**TASK INSTRUCTIONS**. Reproduce the listing below exactly, minus its pictures.

[start RAW DATA]

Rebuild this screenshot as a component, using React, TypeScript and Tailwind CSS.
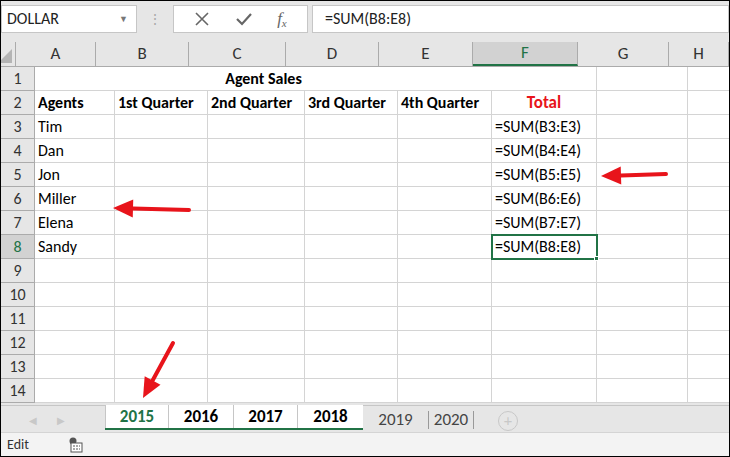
import React from 'react'

const cols = [
  { k: 'A', w: 80 },
  { k: 'B', w: 93 },
  { k: 'C', w: 97 },
  { k: 'D', w: 93 },
  { k: 'E', w: 94 },
  { k: 'F', w: 105 },
  { k: 'G', w: 91 },
  { k: 'H', w: 60 },
]

const rows: Record<number, (string | null)[]> = {
  2: ['Agents', '1st Quarter', '2nd Quarter', '3rd Quarter', '4th Quarter', 'Total'],
  3: ['Tim', '', '', '', '', '=SUM(B3:E3)'],
  4: ['Dan', '', '', '', '', '=SUM(B4:E4)'],
  5: ['Jon', '', '', '', '', '=SUM(B5:E5)'],
  6: ['Miller', '', '', '', '', '=SUM(B6:E6)'],
  7: ['Elena', '', '', '', '', '=SUM(B7:E7)'],
  8: ['Sandy', '', '', '', '', '=SUM(B8:E8)'],
}

function Arrow({ x1, y1, x2, y2 }: { x1: number; y1: number; x2: number; y2: number }) {
  const a = Math.atan2(y2 - y1, x2 - x1)
  const L = 20, W = 9
  const bx = x2 - L * Math.cos(a), by = y2 - L * Math.sin(a)
  const px = -Math.sin(a) * W, py = Math.cos(a) * W
  return (
    <g>
      <line x1={x1} y1={y1} x2={bx} y2={by} stroke="#e8141b" strokeWidth={4} strokeLinecap="round" />
      <polygon points={`${x2},${y2} ${bx + px},${by + py} ${bx - px},${by - py}`} fill="#e8141b" />
    </g>
  )
}

export default function App() {
  const font = { fontFamily: 'Calibri, Carlito, "Liberation Sans", Arial, sans-serif' }
  return (
    <div className="relative w-[730px] h-[457px] overflow-hidden bg-[#e6e6e6] border border-black text-black" style={font}>
      {/* formula bar */}
      <div className="flex h-[34px] items-center pt-[2px]">
        <div className="flex h-[28px] w-[136px] items-center justify-between border border-[#c6c6c6] bg-white pl-[5px] pr-[8px] text-[16px] text-[#222]">
          DOLLAR<span className="text-[9px] text-[#777]">▼</span>
        </div>
        <div className="flex w-[36px] justify-center text-[#aaa] text-[14px]">⋮</div>
        <div className="flex h-[28px] w-[135px] items-center justify-around border border-[#c6c6c6] bg-white px-2 text-[#666]">
          <svg width="16" height="16" viewBox="0 0 16 16"><path d="M2 2L14 14M14 2L2 14" stroke="#666" strokeWidth="1.6" /></svg>
          <svg width="18" height="16" viewBox="0 0 18 16"><path d="M2 8L7 13L16 3" stroke="#666" strokeWidth="2.2" fill="none" /></svg>
          <span className="italic text-[17px]" style={{ fontFamily: '"Liberation Serif", serif' }}>f<sub className="text-[11px]">x</sub></span>
        </div>
        <div className="ml-[4px] flex h-[28px] flex-1 items-center border border-[#c6c6c6] bg-white pl-[12px] text-[16px] text-[#222]">=SUM(B8:E8)</div>
      </div>
      {/* grid */}
      <div className="mt-[7px] bg-white">
        <div className="flex h-[25px] bg-[#e6e6e6] border-b border-[#ababab] text-[17px] text-[#333]">
          <div className="relative w-[34px] border-r border-[#ababab]">
            <div className="absolute right-[3px] bottom-[3px] h-0 w-0 border-b-[14px] border-l-[14px] border-b-[#b4b4b4] border-l-transparent" />
          </div>
          {cols.map(c => (
            <div key={c.k} style={{ width: c.w }} className={`flex shrink-0 items-center justify-center border-r border-[#ababab] ${c.k === 'F' ? 'bg-[#d2d2d2] text-[#217346] border-b-2 border-b-[#217346]' : ''}`}>{c.k}</div>
          ))}
        </div>
        {Array.from({ length: 14 }, (_, i) => i + 1).map(r => (
          <div key={r} className="flex h-[24px] text-[16px]">
            <div className={`flex w-[34px] shrink-0 items-center justify-center border-r border-b border-[#ababab] text-[#333] ${r === 8 ? 'bg-[#d2d2d2] text-[#217346]' : 'bg-[#e6e6e6]'}`}>{r}</div>
            {r === 1 ? (
              <>
                <div className="flex shrink-0 items-center justify-center border-b border-[#d4d4d4] font-bold" style={{ width: 457 }}>Agent Sales</div>
                {cols.slice(5).map(c => <div key={c.k} style={{ width: c.w }} className="shrink-0 border-r border-b border-[#d4d4d4] first:border-l" />)}
              </>
            ) : (
              cols.map((c, ci) => {
                const v = rows[r]?.[ci] ?? ''
                const total = r === 2 && c.k === 'F'
                const sel = r === 8 && c.k === 'F'
                return (
                  <div key={c.k} style={{ width: c.w }} className={`relative flex shrink-0 items-center overflow-visible whitespace-nowrap border-r border-b border-[#d4d4d4] px-[3px] ${r === 2 ? 'font-bold' : ''} ${total ? 'justify-center text-[#e8141b] text-[17px]' : ''} ${sel ? 'outline-2 outline-[#217346] -outline-offset-1 z-10' : ''}`}>
                    {v}
                    {sel && <div className="absolute -right-[3px] -bottom-[3px] h-[5px] w-[5px] bg-[#217346] border border-white" />}
                  </div>
                )
              })
            )}
          </div>
        ))}
      </div>
      {/* tabs */}
      <div className="mt-[2px] flex h-[27px] items-start bg-[#e6e6e6] border-t border-[#c6c6c6]">
        <div className="flex w-[104px] gap-[20px] pl-[28px] pt-[7px] text-[10px] text-[#c8c8c8]"><span>◀</span><span>▶</span></div>
        <div className="flex h-[25px] -mt-px items-stretch bg-white border-b-2 border-[#217346] text-[17px] font-bold">
          <div className="flex w-[64px] items-center justify-center border-l border-r border-[#c6c6c6] text-[#217346]">2015</div>
          <div className="flex w-[65px] items-center justify-center border-r border-[#c6c6c6]">2016</div>
          <div className="flex w-[64px] items-center justify-center border-r border-[#c6c6c6]">2017</div>
          <div className="flex w-[65px] items-center justify-center">2018</div>
        </div>
        <div className="flex h-[24px] items-center text-[17px] text-[#444]">
          <div className="mt-[4px] flex h-[18px] w-[66px] items-center justify-center border-r border-[#999]">2019</div>
          <div className="mt-[4px] flex h-[18px] w-[45px] items-center justify-center border-r border-[#999]">2020</div>
          <div className="ml-[24px] mt-[5px] flex h-[20px] w-[20px] items-center justify-center rounded-full border border-[#c8c8c8] text-[16px] text-[#c8c8c8]">+</div>
        </div>
      </div>
      {/* status */}
      <div className="flex h-[24px] items-center gap-[40px] bg-[#f3f3f3] pl-[6px] text-[14px] text-[#333] border-t border-[#d4d4d4]">
        <span>Edit</span>
        <svg width="14" height="16" viewBox="0 0 14 16"><circle cx="4" cy="4" r="3.5" fill="#555" /><rect x="2" y="6" width="11" height="9" fill="#fff" stroke="#555" /><path d="M4 9h2M7 9h2M10 9h1M4 12h2M7 12h2M10 12h1" stroke="#555" /></svg>
      </div>
      {/* arrows */}
      <svg className="pointer-events-none absolute left-0 top-0" width="730" height="457">
        <Arrow x1={188} y1={209} x2={112} y2={207} />
        <Arrow x1={665} y1={173} x2={600} y2={175} />
        <Arrow x1={172} y1={342} x2={142} y2={397} />
      </svg>
    </div>
  )
}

[end RAW DATA]

**ANSWER TO THIS EXERCISE**.
Rebuild this screenshot as a component, using React, TypeScript and Tailwind CSS.
import React from 'react'

const cols = [
  { k: 'A', w: 80 },
  { k: 'B', w: 93 },
  { k: 'C', w: 97 },
  { k: 'D', w: 93 },
  { k: 'E', w: 94 },
  { k: 'F', w: 105 },
  { k: 'G', w: 91 },
  { k: 'H', w: 60 },
]

const rows: Record<number, (string | null)[]> = {
  2: ['Agents', '1st Quarter', '2nd Quarter', '3rd Quarter', '4th Quarter', 'Total'],
  3: ['Tim', '', '', '', '', '=SUM(B3:E3)'],
  4: ['Dan', '', '', '', '', '=SUM(B4:E4)'],
  5: ['Jon', '', '', '', '', '=SUM(B5:E5)'],
  6: ['Miller', '', '', '', '', '=SUM(B6:E6)'],
  7: ['Elena', '', '', '', '', '=SUM(B7:E7)'],
  8: ['Sandy', '', '', '', '', '=SUM(B8:E8)'],
}

function Arrow({ x1, y1, x2, y2 }: { x1: number; y1: number; x2: number; y2: number }) {
  const a = Math.atan2(y2 - y1, x2 - x1)
  const L = 20, W = 9
  const bx = x2 - L * Math.cos(a), by = y2 - L * Math.sin(a)
  const px = -Math.sin(a) * W, py = Math.cos(a) * W
  return (
    <g>
      <line x1={x1} y1={y1} x2={bx} y2={by} stroke="#e8141b" strokeWidth={4} strokeLinecap="round" />
      <polygon points={`${x2},${y2} ${bx + px},${by + py} ${bx - px},${by - py}`} fill="#e8141b" />
    </g>
  )
}

export default function App() {
  const font = { fontFamily: 'Calibri, Carlito, "Liberation Sans", Arial, sans-serif' }
  return (
    <div className="relative w-[730px] h-[457px] overflow-hidden bg-[#e6e6e6] border border-black text-black" style={font}>
      {/* formula bar */}
      <div className="flex h-[34px] items-center pt-[2px]">
        <div className="flex h-[28px] w-[136px] items-center justify-between border border-[#c6c6c6] bg-white pl-[5px] pr-[8px] text-[16px] text-[#222]">
          DOLLAR<span className="text-[9px] text-[#777]">▼</span>
        </div>
        <div className="flex w-[36px] justify-center text-[#aaa] text-[14px]">⋮</div>
        <div className="flex h-[28px] w-[135px] items-center justify-around border border-[#c6c6c6] bg-white px-2 text-[#666]">
          <svg width="16" height="16" viewBox="0 0 16 16"><path d="M2 2L14 14M14 2L2 14" stroke="#666" strokeWidth="1.6" /></svg>
          <svg width="18" height="16" viewBox="0 0 18 16"><path d="M2 8L7 13L16 3" stroke="#666" strokeWidth="2.2" fill="none" /></svg>
          <span className="italic text-[17px]" style={{ fontFamily: '"Liberation Serif", serif' }}>f<sub className="text-[11px]">x</sub></span>
        </div>
        <div className="ml-[4px] flex h-[28px] flex-1 items-center border border-[#c6c6c6] bg-white pl-[12px] text-[16px] text-[#222]">=SUM(B8:E8)</div>
      </div>
      {/* grid */}
      <div className="mt-[7px] bg-white">
        <div className="flex h-[25px] bg-[#e6e6e6] border-b border-[#ababab] text-[17px] text-[#333]">
          <div className="relative w-[34px] border-r border-[#ababab]">
            <div className="absolute right-[3px] bottom-[3px] h-0 w-0 border-b-[14px] border-l-[14px] border-b-[#b4b4b4] border-l-transparent" />
          </div>
          {cols.map(c => (
            <div key={c.k} style={{ width: c.w }} className={`flex shrink-0 items-center justify-center border-r border-[#ababab] ${c.k === 'F' ? 'bg-[#d2d2d2] text-[#217346] border-b-2 border-b-[#217346]' : ''}`}>{c.k}</div>
          ))}
        </div>
        {Array.from({ length: 14 }, (_, i) => i + 1).map(r => (
          <div key={r} className="flex h-[24px] text-[16px]">
            <div className={`flex w-[34px] shrink-0 items-center justify-center border-r border-b border-[#ababab] text-[#333] ${r === 8 ? 'bg-[#d2d2d2] text-[#217346]' : 'bg-[#e6e6e6]'}`}>{r}</div>
            {r === 1 ? (
              <>
                <div className="flex shrink-0 items-center justify-center border-b border-[#d4d4d4] font-bold" style={{ width: 457 }}>Agent Sales</div>
                {cols.slice(5).map(c => <div key={c.k} style={{ width: c.w }} className="shrink-0 border-r border-b border-[#d4d4d4] first:border-l" />)}
              </>
            ) : (
              cols.map((c, ci) => {
                const v = rows[r]?.[ci] ?? ''
                const total = r === 2 && c.k === 'F'
                const sel = r === 8 && c.k === 'F'
                return (
                  <div key={c.k} style={{ width: c.w }} className={`relative flex shrink-0 items-center overflow-visible whitespace-nowrap border-r border-b border-[#d4d4d4] px-[3px] ${r === 2 ? 'font-bold' : ''} ${total ? 'justify-center text-[#e8141b] text-[17px]' : ''} ${sel ? 'outline-2 outline-[#217346] -outline-offset-1 z-10' : ''}`}>
                    {v}
                    {sel && <div className="absolute -right-[3px] -bottom-[3px] h-[5px] w-[5px] bg-[#217346] border border-white" />}
                  </div>
                )
              })
            )}
          </div>
        ))}
      </div>
      {/* tabs */}
      <div className="mt-[2px] flex h-[27px] items-start bg-[#e6e6e6] border-t border-[#c6c6c6]">
        <div className="flex w-[104px] gap-[20px] pl-[28px] pt-[7px] text-[10px] text-[#c8c8c8]"><span>◀</span><span>▶</span></div>
        <div className="flex h-[25px] -mt-px items-stretch bg-white border-b-2 border-[#217346] text-[17px] font-bold">
          <div className="flex w-[64px] items-center justify-center border-l border-r border-[#c6c6c6] text-[#217346]">2015</div>
          <div className="flex w-[65px] items-center justify-center border-r border-[#c6c6c6]">2016</div>
          <div className="flex w-[64px] items-center justify-center border-r border-[#c6c6c6]">2017</div>
          <div className="flex w-[65px] items-center justify-center">2018</div>
        </div>
        <div className="flex h-[24px] items-center text-[17px] text-[#444]">
          <div className="mt-[4px] flex h-[18px] w-[66px] items-center justify-center border-r border-[#999]">2019</div>
          <div className="mt-[4px] flex h-[18px] w-[45px] items-center justify-center border-r border-[#999]">2020</div>
          <div className="ml-[24px] mt-[5px] flex h-[20px] w-[20px] items-center justify-center rounded-full border border-[#c8c8c8] text-[16px] text-[#c8c8c8]">+</div>
        </div>
      </div>
      {/* status */}
      <div className="flex h-[24px] items-center gap-[40px] bg-[#f3f3f3] pl-[6px] text-[14px] text-[#333] border-t border-[#d4d4d4]">
        <span>Edit</span>
        <svg width="14" height="16" viewBox="0 0 14 16"><circle cx="4" cy="4" r="3.5" fill="#555" /><rect x="2" y="6" width="11" height="9" fill="#fff" stroke="#555" /><path d="M4 9h2M7 9h2M10 9h1M4 12h2M7 12h2M10 12h1" stroke="#555" /></svg>
      </div>
      {/* arrows */}
      <svg className="pointer-events-none absolute left-0 top-0" width="730" height="457">
        <Arrow x1={188} y1={209} x2={112} y2={207} />
        <Arrow x1={665} y1={173} x2={600} y2={175} />
        <Arrow x1={172} y1={342} x2={142} y2={397} />
      </svg>
    </div>
  )
}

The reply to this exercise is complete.